- **What the exercise asks**:
Will you print the material below without altering a single character?

- **Data provided**:
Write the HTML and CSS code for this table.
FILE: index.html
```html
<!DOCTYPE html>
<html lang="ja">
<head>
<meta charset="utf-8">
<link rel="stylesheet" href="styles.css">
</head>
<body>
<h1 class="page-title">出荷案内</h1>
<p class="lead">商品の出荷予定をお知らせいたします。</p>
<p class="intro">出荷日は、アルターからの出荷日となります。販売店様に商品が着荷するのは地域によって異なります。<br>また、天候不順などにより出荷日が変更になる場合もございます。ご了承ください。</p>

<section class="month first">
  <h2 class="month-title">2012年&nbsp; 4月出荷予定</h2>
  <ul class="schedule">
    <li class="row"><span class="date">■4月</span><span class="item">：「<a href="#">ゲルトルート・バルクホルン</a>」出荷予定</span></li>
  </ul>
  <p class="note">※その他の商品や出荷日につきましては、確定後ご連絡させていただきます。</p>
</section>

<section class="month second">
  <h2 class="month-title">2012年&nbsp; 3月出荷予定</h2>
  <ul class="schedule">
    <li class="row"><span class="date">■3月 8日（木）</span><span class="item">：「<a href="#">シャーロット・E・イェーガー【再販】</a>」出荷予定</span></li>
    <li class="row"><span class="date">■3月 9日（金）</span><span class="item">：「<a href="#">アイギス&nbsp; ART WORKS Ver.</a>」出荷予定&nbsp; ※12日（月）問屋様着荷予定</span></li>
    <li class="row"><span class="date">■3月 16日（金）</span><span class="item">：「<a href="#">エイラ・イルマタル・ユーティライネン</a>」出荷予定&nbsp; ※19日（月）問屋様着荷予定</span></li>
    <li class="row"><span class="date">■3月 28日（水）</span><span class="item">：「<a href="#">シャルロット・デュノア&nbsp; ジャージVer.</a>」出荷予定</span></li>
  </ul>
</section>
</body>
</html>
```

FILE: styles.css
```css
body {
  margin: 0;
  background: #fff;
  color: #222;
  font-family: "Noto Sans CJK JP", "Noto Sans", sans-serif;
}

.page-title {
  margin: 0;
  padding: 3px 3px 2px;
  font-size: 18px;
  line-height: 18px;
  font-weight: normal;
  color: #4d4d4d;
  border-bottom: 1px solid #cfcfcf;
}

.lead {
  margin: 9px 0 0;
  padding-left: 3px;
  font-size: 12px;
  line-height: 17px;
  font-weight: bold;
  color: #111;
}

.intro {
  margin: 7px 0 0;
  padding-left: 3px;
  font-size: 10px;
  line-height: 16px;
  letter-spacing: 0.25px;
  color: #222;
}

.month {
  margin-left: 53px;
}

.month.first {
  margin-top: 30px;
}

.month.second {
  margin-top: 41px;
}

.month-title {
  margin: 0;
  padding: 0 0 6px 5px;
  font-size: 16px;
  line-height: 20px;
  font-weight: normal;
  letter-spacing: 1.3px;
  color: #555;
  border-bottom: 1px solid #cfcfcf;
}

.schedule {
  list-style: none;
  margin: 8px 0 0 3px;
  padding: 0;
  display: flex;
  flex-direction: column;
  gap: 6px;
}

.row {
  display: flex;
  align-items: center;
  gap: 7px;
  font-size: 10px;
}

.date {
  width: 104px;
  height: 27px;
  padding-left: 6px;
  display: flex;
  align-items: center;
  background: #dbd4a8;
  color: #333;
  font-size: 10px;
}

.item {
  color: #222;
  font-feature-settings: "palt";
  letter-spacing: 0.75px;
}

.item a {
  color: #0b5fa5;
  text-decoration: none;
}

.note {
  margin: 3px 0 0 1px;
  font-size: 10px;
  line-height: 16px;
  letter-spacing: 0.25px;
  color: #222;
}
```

- **Answer for the task**:
Write the HTML and CSS code for this table.
FILE: index.html
```html
<!DOCTYPE html>
<html lang="ja">
<head>
<meta charset="utf-8">
<link rel="stylesheet" href="styles.css">
</head>
<body>
<h1 class="page-title">出荷案内</h1>
<p class="lead">商品の出荷予定をお知らせいたします。</p>
<p class="intro">出荷日は、アルターからの出荷日となります。販売店様に商品が着荷するのは地域によって異なります。<br>また、天候不順などにより出荷日が変更になる場合もございます。ご了承ください。</p>

<section class="month first">
  <h2 class="month-title">2012年&nbsp; 4月出荷予定</h2>
  <ul class="schedule">
    <li class="row"><span class="date">■4月</span><span class="item">：「<a href="#">ゲルトルート・バルクホルン</a>」出荷予定</span></li>
  </ul>
  <p class="note">※その他の商品や出荷日につきましては、確定後ご連絡させていただきます。</p>
</section>

<section class="month second">
  <h2 class="month-title">2012年&nbsp; 3月出荷予定</h2>
  <ul class="schedule">
    <li class="row"><span class="date">■3月 8日（木）</span><span class="item">：「<a href="#">シャーロット・E・イェーガー【再販】</a>」出荷予定</span></li>
    <li class="row"><span class="date">■3月 9日（金）</span><span class="item">：「<a href="#">アイギス&nbsp; ART WORKS Ver.</a>」出荷予定&nbsp; ※12日（月）問屋様着荷予定</span></li>
    <li class="row"><span class="date">■3月 16日（金）</span><span class="item">：「<a href="#">エイラ・イルマタル・ユーティライネン</a>」出荷予定&nbsp; ※19日（月）問屋様着荷予定</span></li>
    <li class="row"><span class="date">■3月 28日（水）</span><span class="item">：「<a href="#">シャルロット・デュノア&nbsp; ジャージVer.</a>」出荷予定</span></li>
  </ul>
</section>
</body>
</html>
```

FILE: styles.css
```css
body {
  margin: 0;
  background: #fff;
  color: #222;
  font-family: "Noto Sans CJK JP", "Noto Sans", sans-serif;
}

.page-title {
  margin: 0;
  padding: 3px 3px 2px;
  font-size: 18px;
  line-height: 18px;
  font-weight: normal;
  color: #4d4d4d;
  border-bottom: 1px solid #cfcfcf;
}

.lead {
  margin: 9px 0 0;
  padding-left: 3px;
  font-size: 12px;
  line-height: 17px;
  font-weight: bold;
  color: #111;
}

.intro {
  margin: 7px 0 0;
  padding-left: 3px;
  font-size: 10px;
  line-height: 16px;
  letter-spacing: 0.25px;
  color: #222;
}

.month {
  margin-left: 53px;
}

.month.first {
  margin-top: 30px;
}

.month.second {
  margin-top: 41px;
}

.month-title {
  margin: 0;
  padding: 0 0 6px 5px;
  font-size: 16px;
  line-height: 20px;
  font-weight: normal;
  letter-spacing: 1.3px;
  color: #555;
  border-bottom: 1px solid #cfcfcf;
}

.schedule {
  list-style: none;
  margin: 8px 0 0 3px;
  padding: 0;
  display: flex;
  flex-direction: column;
  gap: 6px;
}

.row {
  display: flex;
  align-items: center;
  gap: 7px;
  font-size: 10px;
}

.date {
  width: 104px;
  height: 27px;
  padding-left: 6px;
  display: flex;
  align-items: center;
  background: #dbd4a8;
  color: #333;
  font-size: 10px;
}

.item {
  color: #222;
  font-feature-settings: "palt";
  letter-spacing: 0.75px;
}

.item a {
  color: #0b5fa5;
  text-decoration: none;
}

.note {
  margin: 3px 0 0 1px;
  font-size: 10px;
  line-height: 16px;
  letter-spacing: 0.25px;
  color: #222;
}
```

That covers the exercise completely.